"Sorry! Mother!"—his laughing eyes pursued her—"do you want to marry me off directly? I know you do!"
"I want nothing but what you yourself should want. Of course you must marry."
"The young women don't care two-pence about me!"
"William!—be a bear if you like, but not an idiot!"
"Perfectly true," he declared—"not the dazzlers, and the high-fliers—the only ones it would be an excitement to carry off."
"You know very well," she said, slowly, "that now you might marry anybody."
He threw his head back rather haughtily.
"Oh, I wasn't thinking about money and that kind of thing. Well, give me time, mother—don't hurry me! And now I'd better stop talking nonsense, change my clothes, and be off. Good-by, dear—you shall hear when the job's perpetrated!"
"William, really!—don't say these things—at least to anybody but me. You understand very well"—she drew herself up rather finely—"that if I hadn't known, in spite of your apparent idleness, you would do any work they set you to do, to your own credit and the country's, I'd never have lifted a finger for you!"
William Ashe laughed out.
"Oh, intriguing mother!" he said, stooping again to kiss her. "So you admit you did it?"
He went off gayly, and she heard him flying up-stairs three steps at a time, as though he were still an untamed Eton boy, and there were no three weeks' hard political fighting behind him, and no interview which might decide his life before him.
He entered his own sitting-room on the second floor, shut the door behind him, and glanced round him with delight. It was a large room looking on a wide street, and obliquely to the park. Its walls were covered with books—books which almost at first sight betrayed to the accustomed eye that they were the familiar companions of a student. Almost every volume had long paper slips inside it, and when opened would have been found to contain notes and underlinings in a somewhat reckless and destructive abundance. A large table, also loaded untidily with books and papers, stood in the centre of the room; many of them were note-books, stored with evidences of the most laborious and patient work; a Cambridge text lay beside them, face downwards, as he had left it on departure. His mother's housekeeper, who had been one of his best friends from babyhood, was the only person allowed to dust his room,—but on the strict condition that she replaced everything as she found it.
He took up the volume, and plunged a moment headlong into the Greek chorus that met his eye. "Jolly!" he said, putting it down with a sigh of regret. "These beastly politics!"
And he went muttering to his dressing-room, summoning his valet almost with ill temper. Yet half his library was the library of a politician, admirably chosen and exhaustively read.

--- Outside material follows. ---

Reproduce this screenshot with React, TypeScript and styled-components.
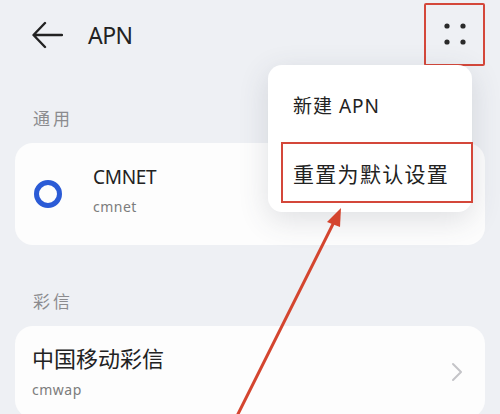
import React from "react";
import styled, { createGlobalStyle } from "styled-components";

const GlobalStyle = createGlobalStyle`
  html, body {
    margin: 0;
    padding: 0;
    background: #eef0f4;
  }
  body {
    font-family: "Noto Sans", "Noto Sans CJK SC", sans-serif;
    color: #1e1e1e;
  }
`;

const Page = styled.div`
  position: relative;
  width: 500px;
  height: 414px;
  overflow: hidden;
  background: #eef0f4;
  display: flex;
  flex-direction: column;
`;

const Header = styled.div`
  height: 70px;
  display: flex;
  align-items: center;
  padding: 0 15px 0 31px;
  flex-shrink: 0;
`;

const BackButton = styled.div`
  width: 34px;
  height: 30px;
  display: flex;
  align-items: center;
`;

const Title = styled.div`
  margin-left: 23px;
  font-size: 23px;
  letter-spacing: -0.5px;
  color: #222;
  flex: 1;
`;

const MoreButton = styled.div`
  width: 57px;
  height: 59px;
  margin-top: -2px;
  border: 2px solid #d4473a;
  border-radius: 2px;
  display: flex;
  align-items: center;
  justify-content: center;
`;

const Section = styled.div<{ $gap: number }>`
  margin-top: ${(p) => p.$gap}px;
  padding: 0 33px;
  height: 20px;
  line-height: 20px;
  font-size: 17px;
  color: #8b8b8e;
  letter-spacing: 3px;
`;

const Card = styled.div<{ $height: number }>`
  margin: 14px 15px 0;
  height: ${(p) => p.$height}px;
  background: #fdfdfd;
  border-radius: 18px;
  display: flex;
  align-items: center;
  padding: 0 22px 0 19px;
  flex-shrink: 0;
`;

const Radio = styled.div`
  width: 18px;
  height: 18px;
  border: 5px solid #2b5bd6;
  border-radius: 50%;
  margin-right: 31px;
  flex-shrink: 0;
`;

const Texts = styled.div<{ $offset: number; $lift: number }>`
  flex: 1;
  display: flex;
  flex-direction: column;
  margin-left: ${(p) => p.$offset}px;
  padding-bottom: ${(p) => p.$lift}px;
`;

const Name = styled.div<{ $size: number }>`
  font-size: ${(p) => p.$size}px;
  color: #222;
  letter-spacing: ${(p) => (p.$size > 21 ? 0 : -0.3)}px;
  line-height: 1.2;
`;

const Sub = styled.div`
  margin-top: 9px;
  font-size: 14px;
  color: #7c7c7c;
  letter-spacing: 0.5px;
`;

const Menu = styled.div`
  position: absolute;
  left: 268px;
  top: 65px;
  width: 204px;
  height: 147px;
  box-sizing: border-box;
  background: #ffffff;
  border-radius: 14px;
  box-shadow: 0 8px 30px rgba(60, 70, 90, 0.16);
  padding: 6px 0 0 13px;
  display: flex;
  flex-direction: column;
  gap: 4px;
`;

const MenuItem = styled.div<{ $marked?: boolean }>`
  width: 192px;
  height: ${(p) => (p.$marked ? 61 : 67)}px;
  box-sizing: border-box;
  display: flex;
  align-items: center;
  padding-left: ${(p) => (p.$marked ? 10 : 12)}px;
  border: ${(p) => (p.$marked ? "2px solid #d4473a" : "none")};
  font-size: ${(p) => (p.$marked ? 21 : 19)}px;
  letter-spacing: ${(p) => (p.$marked ? 1.3 : 1)}px;
  color: #222;
`;

const Arrow = styled.svg`
  position: absolute;
  left: 0;
  top: 0;
  pointer-events: none;
`;

const Chevron = () => (
  <svg width="12" height="20" viewBox="0 0 12 20">
    <path d="M2 2 L10 10 L2 18" fill="none" stroke="#c4c4c8" strokeWidth="2" strokeLinecap="round" strokeLinejoin="round" />
  </svg>
);

export default function App() {
  return (
    <Page>
      <GlobalStyle />
      <Header>
        <BackButton>
          <svg width="32" height="28" viewBox="0 0 32 28">
            <path d="M3 14 H31 M14 2 L2.5 14 L14 26" fill="none" stroke="#222" strokeWidth="2.4" strokeLinecap="round" strokeLinejoin="round" />
          </svg>
        </BackButton>
        <Title>APN</Title>
        <MoreButton>
          <svg width="24" height="24" viewBox="0 0 24 24">
            <circle cx="4" cy="4" r="2.6" fill="#2a2a2a" />
            <circle cx="20" cy="4" r="2.6" fill="#2a2a2a" />
            <circle cx="4" cy="20" r="2.6" fill="#2a2a2a" />
            <circle cx="20" cy="20" r="2.6" fill="#2a2a2a" />
          </svg>
        </MoreButton>
      </Header>

      <Section $gap={39}>通用</Section>
      <Card $height={102}>
        <Radio />
        <Texts $offset={0} $lift={6}>
          <Name $size={19}>CMNET</Name>
          <Sub>cmnet</Sub>
        </Texts>
        <Chevron />
      </Card>

      <Section $gap={47}>彩信</Section>
      <Card $height={92}>
        <Texts $offset={-2} $lift={0}>
          <Name $size={22}>中国移动彩信</Name>
          <Sub>cmwap</Sub>
        </Texts>
        <Chevron />
      </Card>

      <Menu>
        <MenuItem>新建 APN</MenuItem>
        <MenuItem $marked>重置为默认设置</MenuItem>
      </Menu>

      <Arrow width="500" height="414" viewBox="0 0 500 414">
        <line x1="237" y1="416" x2="334" y2="222" stroke="#d4452f" strokeWidth="3" />
        <polygon points="341,208 327,222 340,227" fill="#d4452f" />
      </Arrow>
    </Page>
  );
}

The man who answered his call understood his moods and served him at a look. Ashe complained hotly of the brushing of his dress clothes, and worked himself into a fever over the set of his tie. Nevertheless, before he left he had managed to get from the young man the whole story of his engagement to the under-housemaid, giving him thereupon some bits of advice, jocular but trenchant, which James accepted with a readiness quite unlike his normal behavior in the circles of his class.
CHAPTER II
ASHE took his seat, dined, and saw the Prime Minister. These things took time, and it was not till past eleven that he presented himself in the hall of Madame d'Estrées' house in St. James's Place. Most of her guests were already gathered, but he mounted the stairs with two personal friends of his own—Darrell, the journalist and member of Parliament, and Louis Harman, artist and man of fashion, the friend of duchesses and painter of portraits—a person much in request in many worlds.
"What a cachet they have, these houses!" said Harman, looking round him. "St. James's Place is the top!"
"Where else would you expect to find Madame d'Estrées?" asked Darrell, smiling.